What the exercise asks
Quote the listing in full, exactly as given, minus any pictures.

◆ ◆ ◆ ◆

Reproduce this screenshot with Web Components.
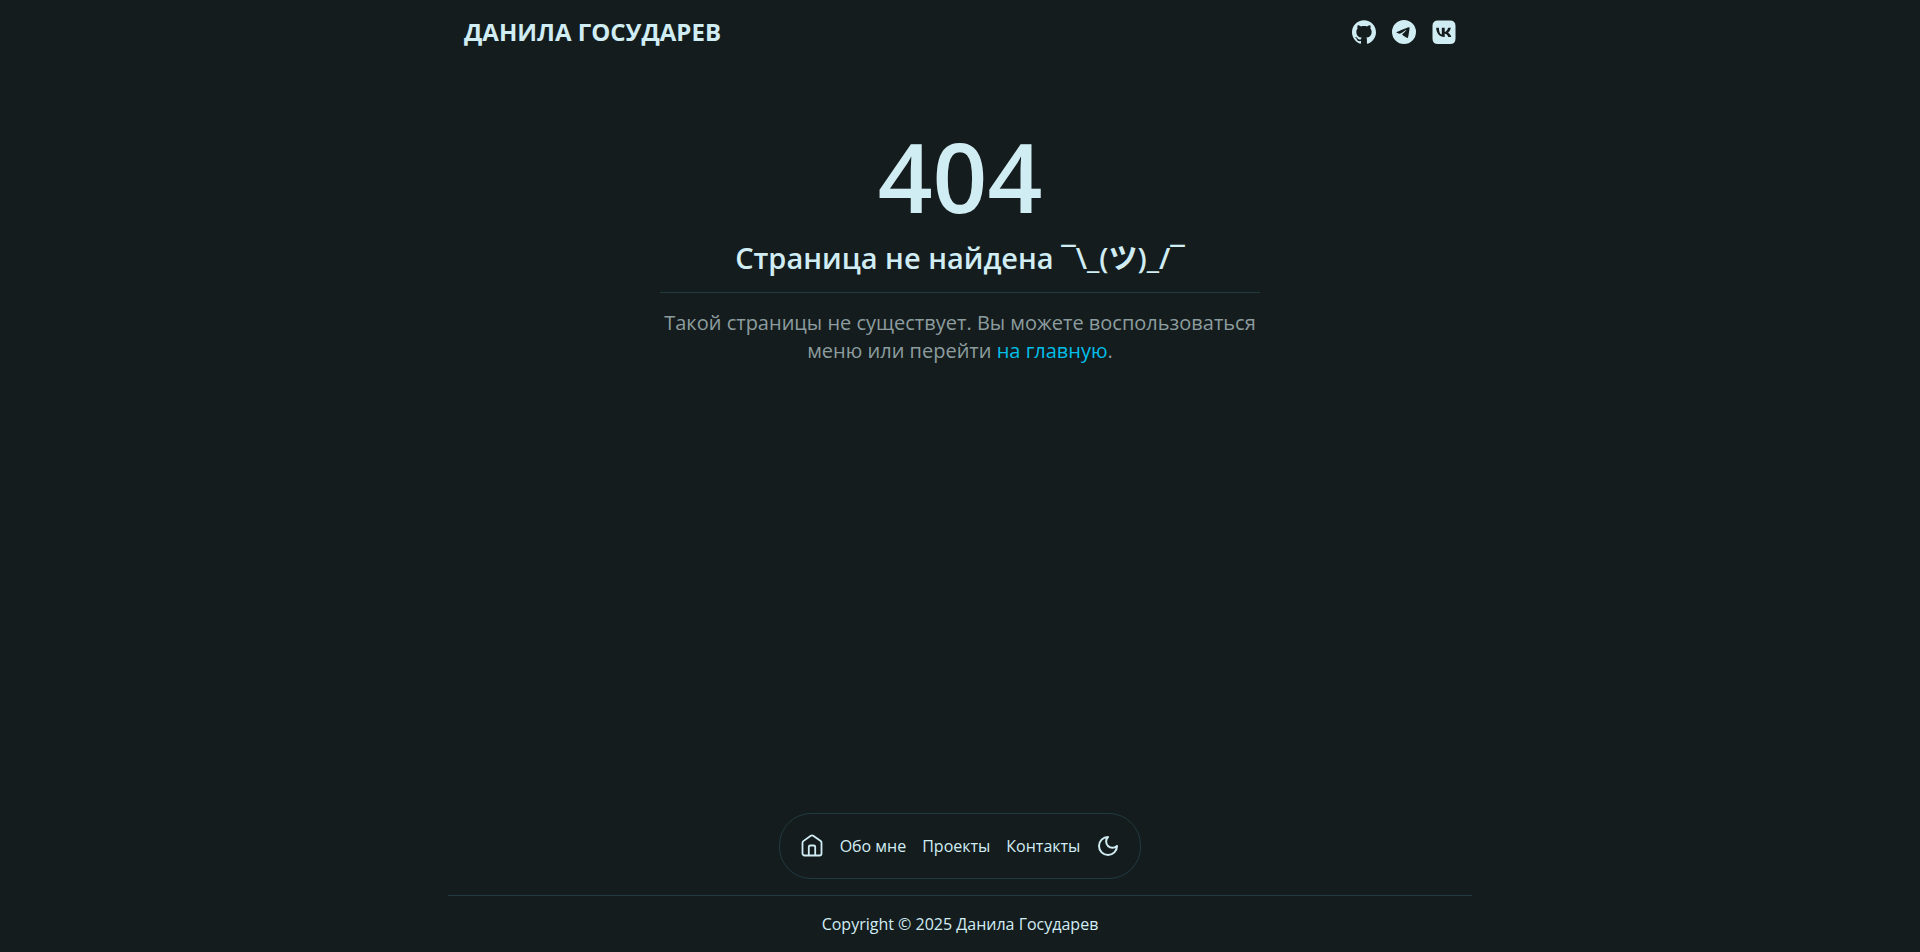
<!DOCTYPE html>
<html lang="ru">
<head>
<meta charset="utf-8">
<meta name="viewport" content="width=device-width, initial-scale=1">
<title>404 — Данила Государев</title>
<style>
:root { --bg: #151c1d; --fg: #d1edf4; --muted: #8c9c9f; --line: #1f3a41; --accent: #00bfe8; }
body { margin: 0; background: var(--bg); color: var(--fg); font: 16px/24px "Open Sans", "Noto Sans", "Noto Sans CJK JP", sans-serif; }
</style>
</head>
<body>
<app-shell>
  <site-header slot="header"></site-header>
  <not-found heading="404">Страница не найдена ¯\_(ツ)_/¯</not-found>
  <site-nav slot="nav"></site-nav>
  <site-footer slot="footer">Copyright © 2025 Данила Государев</site-footer>
</app-shell>
<script>
const define = (name, html) => customElements.define(name, class extends HTMLElement {
  constructor() {
    super();
    const t = document.createElement('template');
    t.innerHTML = html;
    this.attachShadow({ mode: 'open' }).append(t.content.cloneNode(true));
  }
});

define('app-shell', `
<style>
:host { display: flex; flex-direction: column; min-height: 100vh; max-width: 1024px; margin: 0 auto; }
main { flex: 1; padding: 64px 16px; }
</style>
<slot name="header"></slot><main><slot></slot></main><slot name="nav"></slot><slot name="footer"></slot>`);

define('site-header', `
<style>
:host { display: block; }
header { display: flex; align-items: center; justify-content: space-between; height: 64px; padding: 0 16px; }
a { color: inherit; text-decoration: none; }
.brand { font-size: 24px; line-height: 32px; font-weight: 700; }
nav { display: flex; gap: 16px; }
nav a { display: flex; }
svg { width: 24px; height: 24px; fill: currentColor; }
</style>
<header>
<a class="brand" href="#">ДАНИЛА ГОСУДАРЕВ</a>
<nav aria-label="Социальные сети">
<a href="#github" aria-label="GitHub"><svg viewBox="0 0 24 24"><path d="M12 .297c-6.63 0-12 5.373-12 12 0 5.303 3.438 9.8 8.205 11.385.6.113.82-.258.82-.577 0-.285-.01-1.04-.015-2.04-3.338.724-4.042-1.61-4.042-1.61C4.422 18.07 3.633 17.7 3.633 17.7c-1.087-.744.084-.729.084-.729 1.205.084 1.838 1.236 1.838 1.236 1.07 1.835 2.809 1.305 3.495.998.108-.776.417-1.305.76-1.605-2.665-.3-5.466-1.332-5.466-5.93 0-1.31.465-2.38 1.235-3.22-.135-.303-.54-1.523.105-3.176 0 0 1.005-.322 3.3 1.23.96-.267 1.98-.399 3-.405 1.02.006 2.04.138 3 .405 2.28-1.552 3.285-1.23 3.285-1.23.645 1.653.24 2.873.12 3.176.765.84 1.23 1.91 1.23 3.22 0 4.61-2.805 5.625-5.475 5.92.42.36.81 1.096.81 2.22 0 1.606-.015 2.896-.015 3.286 0 .315.21.69.825.57C20.565 22.092 24 17.592 24 12.297c0-6.627-5.373-12-12-12"/></svg></a>
<a href="#telegram" aria-label="Telegram"><svg viewBox="0 0 24 24"><path d="M11.944 0A12 12 0 0 0 0 12a12 12 0 0 0 12 12 12 12 0 0 0 12-12A12 12 0 0 0 12 0a12 12 0 0 0-.056 0zm4.962 7.224c.1-.002.321.023.465.14a.506.506 0 0 1 .171.325c.016.093.036.306.02.472-.18 1.898-.962 6.502-1.36 8.627-.168.9-.499 1.201-.82 1.23-.696.065-1.225-.46-1.9-.902-1.056-.693-1.653-1.124-2.678-1.8-1.185-.78-.417-1.21.258-1.91.177-.184 3.247-2.977 3.307-3.23.007-.032.014-.15-.056-.212s-.174-.041-.249-.024c-.106.024-1.793 1.14-5.061 3.345-.48.33-.913.49-1.302.48-.428-.008-1.252-.241-1.865-.44-.752-.245-1.349-.374-1.297-.789.027-.216.325-.437.893-.663 3.498-1.524 5.83-2.529 6.998-3.014 3.332-1.386 4.025-1.627 4.476-1.635z"/></svg></a>
<a href="#vk" aria-label="VK"><svg viewBox="0 0 24 24"><path fill-rule="evenodd" d="M6 .5h12q5.500 0 5.500 5.500v12.500q0 5.500-5.500 5.500H6q-5.500 0-5.500-5.500V6Q.5.5 6 .5zM4.200 7.800c.2 5.600 3.200 9.200 8.100 9.200h.4v-3.300c1.800.2 3 1.500 3.600 3.300h3c-.7-2.400-2.300-3.700-3.300-4.200 1-.6 2.400-2.400 2.800-5h-2.700c-.5 2.200-1.900 3.900-3.400 4.100V7.800H9.800v6.800C8.200 14.200 7 12.200 6.900 7.800z"/></svg></a>
</nav>
</header>`);

customElements.define('not-found', class extends HTMLElement {
  constructor() {
    super();
    this.attachShadow({ mode: 'open' }).innerHTML = `
<style>
:host { display: block; max-width: 600px; margin: 0 auto; text-align: center; }
h1 { margin: 0; font-size: 96px; line-height: 96px; font-weight: 600; }
h2 { margin: 16px 0 0; padding-bottom: 16px; border-bottom: 1px solid var(--line); font-size: 29px; line-height: 36px; font-weight: 600; }
p { margin: 16px 0 0; color: var(--muted); font-size: 20px; line-height: 28px; }
a { color: var(--accent); text-decoration: none; }
</style>
<h1></h1><h2><slot></slot></h2>
<p>Такой страницы не существует. Вы можете воспользоваться меню или перейти <a href="#">на главную</a>.</p>`;
    this.shadowRoot.querySelector('h1').textContent = this.getAttribute('heading');
  }
});

define('site-nav', `
<style>
:host { display: flex; justify-content: center; padding-bottom: 16px; }
nav { display: flex; align-items: center; gap: 16px; height: 64px; padding: 0 20px; border: 1px solid var(--line); border-radius: 32px; }
a, button { display: flex; color: inherit; text-decoration: none; }
button { padding: 0; border: 0; background: none; }
svg { width: 24px; height: 24px; fill: none; stroke: currentColor; stroke-width: 2; stroke-linecap: round; stroke-linejoin: round; }
</style>
<nav aria-label="Меню">
<a href="#" aria-label="Главная"><svg viewBox="0 0 24 24"><path stroke-width="1.800" d="M2.500 8.700q0-1 .8-1.600L10.800 1.700q1.200-.8 2.400 0L20.700 7.100q.8.6.8 1.600V19.500a2 2 0 0 1-2 2h-15a2 2 0 0 1-2-2zM8.800 21.300V13a1.500 1.500 0 0 1 1.500-1.500h3.400a1.500 1.500 0 0 1 1.500 1.500v8.300"/></svg></a>
<a href="#about">Обо мне</a><a href="#projects">Проекты</a><a href="#contacts">Контакты</a>
<button type="button" aria-label="Сменить тему"><svg viewBox="0 0 24 24"><path d="M12 3a6 6 0 0 0 9 9 9 9 0 1 1-9-9z"/></svg></button>
</nav>`);

define('site-footer', `
<style>
:host { display: block; }
footer { padding: 16px; border-top: 1px solid var(--line); text-align: center; }
</style>
<footer><slot></slot></footer>`);
</script>
</body>
</html>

◆ ◆ ◆ ◆

Answer for this exercise
Reproduce this screenshot with Web Components.
<!DOCTYPE html>
<html lang="ru">
<head>
<meta charset="utf-8">
<meta name="viewport" content="width=device-width, initial-scale=1">
<title>404 — Данила Государев</title>
<style>
:root { --bg: #151c1d; --fg: #d1edf4; --muted: #8c9c9f; --line: #1f3a41; --accent: #00bfe8; }
body { margin: 0; background: var(--bg); color: var(--fg); font: 16px/24px "Open Sans", "Noto Sans", "Noto Sans CJK JP", sans-serif; }
</style>
</head>
<body>
<app-shell>
  <site-header slot="header"></site-header>
  <not-found heading="404">Страница не найдена ¯\_(ツ)_/¯</not-found>
  <site-nav slot="nav"></site-nav>
  <site-footer slot="footer">Copyright © 2025 Данила Государев</site-footer>
</app-shell>
<script>
const define = (name, html) => customElements.define(name, class extends HTMLElement {
  constructor() {
    super();
    const t = document.createElement('template');
    t.innerHTML = html;
    this.attachShadow({ mode: 'open' }).append(t.content.cloneNode(true));
  }
});

define('app-shell', `
<style>
:host { display: flex; flex-direction: column; min-height: 100vh; max-width: 1024px; margin: 0 auto; }
main { flex: 1; padding: 64px 16px; }
</style>
<slot name="header"></slot><main><slot></slot></main><slot name="nav"></slot><slot name="footer"></slot>`);

define('site-header', `
<style>
:host { display: block; }
header { display: flex; align-items: center; justify-content: space-between; height: 64px; padding: 0 16px; }
a { color: inherit; text-decoration: none; }
.brand { font-size: 24px; line-height: 32px; font-weight: 700; }
nav { display: flex; gap: 16px; }
nav a { display: flex; }
svg { width: 24px; height: 24px; fill: currentColor; }
</style>
<header>
<a class="brand" href="#">ДАНИЛА ГОСУДАРЕВ</a>
<nav aria-label="Социальные сети">
<a href="#github" aria-label="GitHub"><svg viewBox="0 0 24 24"><path d="M12 .297c-6.63 0-12 5.373-12 12 0 5.303 3.438 9.8 8.205 11.385.6.113.82-.258.82-.577 0-.285-.01-1.04-.015-2.04-3.338.724-4.042-1.61-4.042-1.61C4.422 18.07 3.633 17.7 3.633 17.7c-1.087-.744.084-.729.084-.729 1.205.084 1.838 1.236 1.838 1.236 1.07 1.835 2.809 1.305 3.495.998.108-.776.417-1.305.76-1.605-2.665-.3-5.466-1.332-5.466-5.93 0-1.31.465-2.38 1.235-3.22-.135-.303-.54-1.523.105-3.176 0 0 1.005-.322 3.3 1.23.96-.267 1.98-.399 3-.405 1.02.006 2.04.138 3 .405 2.28-1.552 3.285-1.23 3.285-1.23.645 1.653.24 2.873.12 3.176.765.84 1.23 1.91 1.23 3.22 0 4.61-2.805 5.625-5.475 5.92.42.36.81 1.096.81 2.22 0 1.606-.015 2.896-.015 3.286 0 .315.21.69.825.57C20.565 22.092 24 17.592 24 12.297c0-6.627-5.373-12-12-12"/></svg></a>
<a href="#telegram" aria-label="Telegram"><svg viewBox="0 0 24 24"><path d="M11.944 0A12 12 0 0 0 0 12a12 12 0 0 0 12 12 12 12 0 0 0 12-12A12 12 0 0 0 12 0a12 12 0 0 0-.056 0zm4.962 7.224c.1-.002.321.023.465.14a.506.506 0 0 1 .171.325c.016.093.036.306.02.472-.18 1.898-.962 6.502-1.36 8.627-.168.9-.499 1.201-.82 1.23-.696.065-1.225-.46-1.9-.902-1.056-.693-1.653-1.124-2.678-1.8-1.185-.78-.417-1.21.258-1.91.177-.184 3.247-2.977 3.307-3.23.007-.032.014-.15-.056-.212s-.174-.041-.249-.024c-.106.024-1.793 1.14-5.061 3.345-.48.33-.913.49-1.302.48-.428-.008-1.252-.241-1.865-.44-.752-.245-1.349-.374-1.297-.789.027-.216.325-.437.893-.663 3.498-1.524 5.83-2.529 6.998-3.014 3.332-1.386 4.025-1.627 4.476-1.635z"/></svg></a>
<a href="#vk" aria-label="VK"><svg viewBox="0 0 24 24"><path fill-rule="evenodd" d="M6 .5h12q5.500 0 5.500 5.500v12.500q0 5.500-5.500 5.500H6q-5.500 0-5.500-5.500V6Q.5.5 6 .5zM4.200 7.800c.2 5.600 3.200 9.200 8.100 9.200h.4v-3.300c1.800.2 3 1.500 3.600 3.300h3c-.7-2.400-2.300-3.700-3.300-4.200 1-.6 2.400-2.400 2.800-5h-2.700c-.5 2.200-1.900 3.900-3.400 4.100V7.800H9.800v6.800C8.200 14.200 7 12.200 6.900 7.800z"/></svg></a>
</nav>
</header>`);

customElements.define('not-found', class extends HTMLElement {
  constructor() {
    super();
    this.attachShadow({ mode: 'open' }).innerHTML = `
<style>
:host { display: block; max-width: 600px; margin: 0 auto; text-align: center; }
h1 { margin: 0; font-size: 96px; line-height: 96px; font-weight: 600; }
h2 { margin: 16px 0 0; padding-bottom: 16px; border-bottom: 1px solid var(--line); font-size: 29px; line-height: 36px; font-weight: 600; }
p { margin: 16px 0 0; color: var(--muted); font-size: 20px; line-height: 28px; }
a { color: var(--accent); text-decoration: none; }
</style>
<h1></h1><h2><slot></slot></h2>
<p>Такой страницы не существует. Вы можете воспользоваться меню или перейти <a href="#">на главную</a>.</p>`;
    this.shadowRoot.querySelector('h1').textContent = this.getAttribute('heading');
  }
});

define('site-nav', `
<style>
:host { display: flex; justify-content: center; padding-bottom: 16px; }
nav { display: flex; align-items: center; gap: 16px; height: 64px; padding: 0 20px; border: 1px solid var(--line); border-radius: 32px; }
a, button { display: flex; color: inherit; text-decoration: none; }
button { padding: 0; border: 0; background: none; }
svg { width: 24px; height: 24px; fill: none; stroke: currentColor; stroke-width: 2; stroke-linecap: round; stroke-linejoin: round; }
</style>
<nav aria-label="Меню">
<a href="#" aria-label="Главная"><svg viewBox="0 0 24 24"><path stroke-width="1.800" d="M2.500 8.700q0-1 .8-1.600L10.800 1.700q1.200-.8 2.400 0L20.700 7.100q.8.6.8 1.600V19.500a2 2 0 0 1-2 2h-15a2 2 0 0 1-2-2zM8.800 21.300V13a1.500 1.500 0 0 1 1.500-1.500h3.400a1.500 1.500 0 0 1 1.500 1.500v8.300"/></svg></a>
<a href="#about">Обо мне</a><a href="#projects">Проекты</a><a href="#contacts">Контакты</a>
<button type="button" aria-label="Сменить тему"><svg viewBox="0 0 24 24"><path d="M12 3a6 6 0 0 0 9 9 9 9 0 1 1-9-9z"/></svg></button>
</nav>`);

define('site-footer', `
<style>
:host { display: block; }
footer { padding: 16px; border-top: 1px solid var(--line); text-align: center; }
</style>
<footer><slot></slot></footer>`);
</script>
</body>
</html>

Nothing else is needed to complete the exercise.